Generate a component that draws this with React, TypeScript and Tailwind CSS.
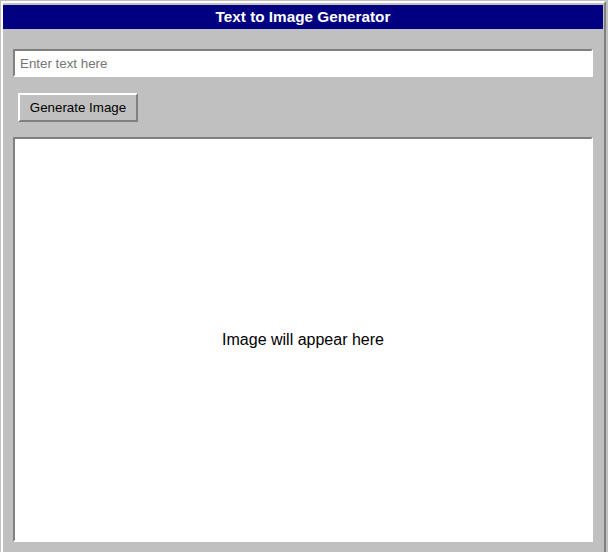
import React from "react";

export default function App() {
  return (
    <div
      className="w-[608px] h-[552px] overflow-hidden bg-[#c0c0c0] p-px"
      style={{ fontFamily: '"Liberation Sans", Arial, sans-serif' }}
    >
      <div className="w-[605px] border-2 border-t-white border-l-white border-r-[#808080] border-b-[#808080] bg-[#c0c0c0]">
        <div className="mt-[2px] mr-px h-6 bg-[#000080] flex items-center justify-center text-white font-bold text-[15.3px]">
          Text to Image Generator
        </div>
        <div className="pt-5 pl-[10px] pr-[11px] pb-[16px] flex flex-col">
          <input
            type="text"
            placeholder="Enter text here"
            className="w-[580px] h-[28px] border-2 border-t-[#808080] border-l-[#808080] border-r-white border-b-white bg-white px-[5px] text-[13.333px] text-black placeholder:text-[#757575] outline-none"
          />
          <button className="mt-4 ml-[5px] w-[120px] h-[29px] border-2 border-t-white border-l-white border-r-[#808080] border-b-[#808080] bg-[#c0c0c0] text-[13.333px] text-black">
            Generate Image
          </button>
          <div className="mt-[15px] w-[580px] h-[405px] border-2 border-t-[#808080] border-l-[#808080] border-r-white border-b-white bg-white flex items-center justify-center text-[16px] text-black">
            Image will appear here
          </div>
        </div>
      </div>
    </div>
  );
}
○ ○ ○ ○
- TASK GOAL
Copy out each line exactly, without the pictures.

- ANSWER TO THIS TASK
Generate a component that draws this with React, TypeScript and Tailwind CSS.
import React from "react";

export default function App() {
  return (
    <div
      className="w-[608px] h-[552px] overflow-hidden bg-[#c0c0c0] p-px"
      style={{ fontFamily: '"Liberation Sans", Arial, sans-serif' }}
    >
      <div className="w-[605px] border-2 border-t-white border-l-white border-r-[#808080] border-b-[#808080] bg-[#c0c0c0]">
        <div className="mt-[2px] mr-px h-6 bg-[#000080] flex items-center justify-center text-white font-bold text-[15.3px]">
          Text to Image Generator
        </div>
        <div className="pt-5 pl-[10px] pr-[11px] pb-[16px] flex flex-col">
          <input
            type="text"
            placeholder="Enter text here"
            className="w-[580px] h-[28px] border-2 border-t-[#808080] border-l-[#808080] border-r-white border-b-white bg-white px-[5px] text-[13.333px] text-black placeholder:text-[#757575] outline-none"
          />
          <button className="mt-4 ml-[5px] w-[120px] h-[29px] border-2 border-t-white border-l-white border-r-[#808080] border-b-[#808080] bg-[#c0c0c0] text-[13.333px] text-black">
            Generate Image
          </button>
          <div className="mt-[15px] w-[580px] h-[405px] border-2 border-t-[#808080] border-l-[#808080] border-r-white border-b-white bg-white flex items-center justify-center text-[16px] text-black">
            Image will appear here
          </div>
        </div>
      </div>
    </div>
  );
}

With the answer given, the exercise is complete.